Based on these sky-high expectations for Obama, I see nothing but disappointment in the future for many Americans, when they find out that the Obama they want may not exactly be the Obama they get.

15 thoughts on “Expectations”

  1. OOOOO this is a good blog. Yup, you can’t make everyone happy. I heard it said that one politician once was asked if he was elated over a 70% approval rating and he said, well there’s still 30% of the public that think I am doing a horrible job. It’s true, and the expectations are INSANE for this president. I think the inability to change quickly and instantly is actually built into the system. Someone that gets in power and changes things his way overnight is called a DICTATOR. And there is good reason why there are checks and balances in government. There is a lot left to be seen.

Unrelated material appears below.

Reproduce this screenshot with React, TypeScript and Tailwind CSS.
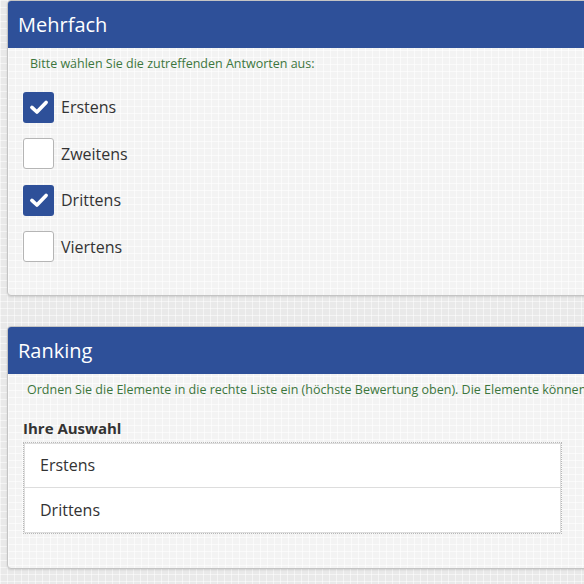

  2. I heard that very same interview on NPR last night, and I had to shake my head. I voted for Obama, based more on this temperament than his leadership ability. (There’s a whole blog post about that in the back of my head, if I can ever get through my homework.) But the near-reverence that the population as a whole, and the African-American population more specifically, eminate toward Obama is scary to me. If Obama can come out of the mess our country is in right now (economy, world standing, wars, health care, education) and manage to keep his promises (yeah right), make a major difference for the better in the country, and not make any major mistakes, then yes. He will be this generation’s MLK or JFK.

    I don’t see that happening. I’ll just be glad if we can have a president who doesn’t cheat on his wife, start a war, or charge around Washington like a bull in a china shop.

  3. My sister and I use to eat peanut butter and syrup sandwiches. Aunt Jemima all the way, baby! I know, it sounds horrible, but we liked it a lot. I don’t think I could abide it now, though. And . . . that’s all I got. Nothing profound on anything else mentioned (well, my comments EVER profound–I mean, really?). Brain is fried–it’s Friday.

  4. Great blog. I can’t add much except to say I never aspired to be an Olympic swimmer and never will be.

  5. I love this line: “you’ll have to pardon me if I hold off on the waving of palm fronds.” Rarely has the deck been so stacked against an incoming president. It will be interesting to see what happens.

  6. Truly, he has a tall pedestal to fall from, but I wonder how much time he will be given to try to make a difference. As you said, it will take a lot of time and the people in this country aren’t known for patience. On the other hand, they sure do have short memories, or maybe that is selective memory, or maybe it is blind forgiveness.

    Yet another great blog entry! Score one more for Brows!

  7. Hmmm…a political blog. Did you expect me to comment? No? Well, now I am exceeding your expectations. Excellent! And I love chunky peanut butter. I really can’t stand the creamy. It’s amazing to me sometimes that we can still be friends. 🙂 I wonder what Obama likes…

  8. Dear W.E. I have to come to Dallas to meet your friends I think all your female friends rock!

  9. I love this blog! I have a serious problem adjusting when things that do not match my expectations.
    I think most people in the country do. Although I know Obama is going to be facing many difficulties and
    many expectations, he has already done one thing right. He won. As a friend pointed out, our kids are
    never going to remember a time when a black man or a white woman could not be president. How cool is that!

  10. Yes Lovely Sister, please please come! And W.E., don’t hog her all to yourself when she comes. You need to share. You know what Lovely Sister? Let’s just bypass W.E. You just come and spend time with us. But now since I’ve posted this comment that won’t really work and my evil plan is foiled. Drat!

  11. W.E., BTW (like the lingo?) if I remember right, they were rocks! It’s funny how getting older changes the memory of repression and humiliation into peanuts… right Big Bro? Oh and with the all trepidation I posess, I feel the need to wax verbose on your bloggy… Both MLK and JFK were shot! Let’s hope that Obama isn’t this generations sacrifice! Besides, what did JFK do that puts him in the same boat as MLK? (cue: In ’43 they put to sea, thirteen men and Kennedy, aboard the PT109 to fight a brazen enemy…) Sorry, if you don’t follow, google Johnny Horton and be prepared to be enlighted! g2g, lol!

  12. Ok, sounds good to me. I think W.E. doesn’t care what I do when I come out there, I think he is otherwise busy, and when I do come there it’s to escape, so I can just escape him too.

  13. I am pretty sure there is ……nobody who could have been elected president who could superhumanly solve all of the problems that the die heard fans of our presidential candidates seemed to think were a total cinch if they got elected. The US is in a crappy situation and the unrealistic expectations are sooooo beyond the realm of believability that even if Obama does an OK job with what he has to work with…… there’s no way he will solve all conflict in the middle east, end world hunger, make healthcare available to all the leetle babies , fix the economy, and give the world a coke and hug. And people think he will do exactly that. SCARY!!!!!

    And I think anything crunchy in the middle of smooth is wrong and unnatural. It could be a rock or a twig. I worked at the church peanut butter factory in H-town and there is a conveyor belt to remove such things from the supply before the big smash up. Doesn’t happen too well. At least if it’s smooth you catch the rock and go -hmmm- not supposed to be there. If it’s crunchy you eat things unintentionally all the time. That’s my belief. Crunchy eaters are totally bug and twig eaters.

    There- now you know where I stand on the state of the US and peanut butter. Torgerson out.

  14. I am not dissing you, but just commenting on W.E.s preoccupation in life right now. We need to go do lot of things. I have to go to the lake! I need some texas steak. Won’t you oblige?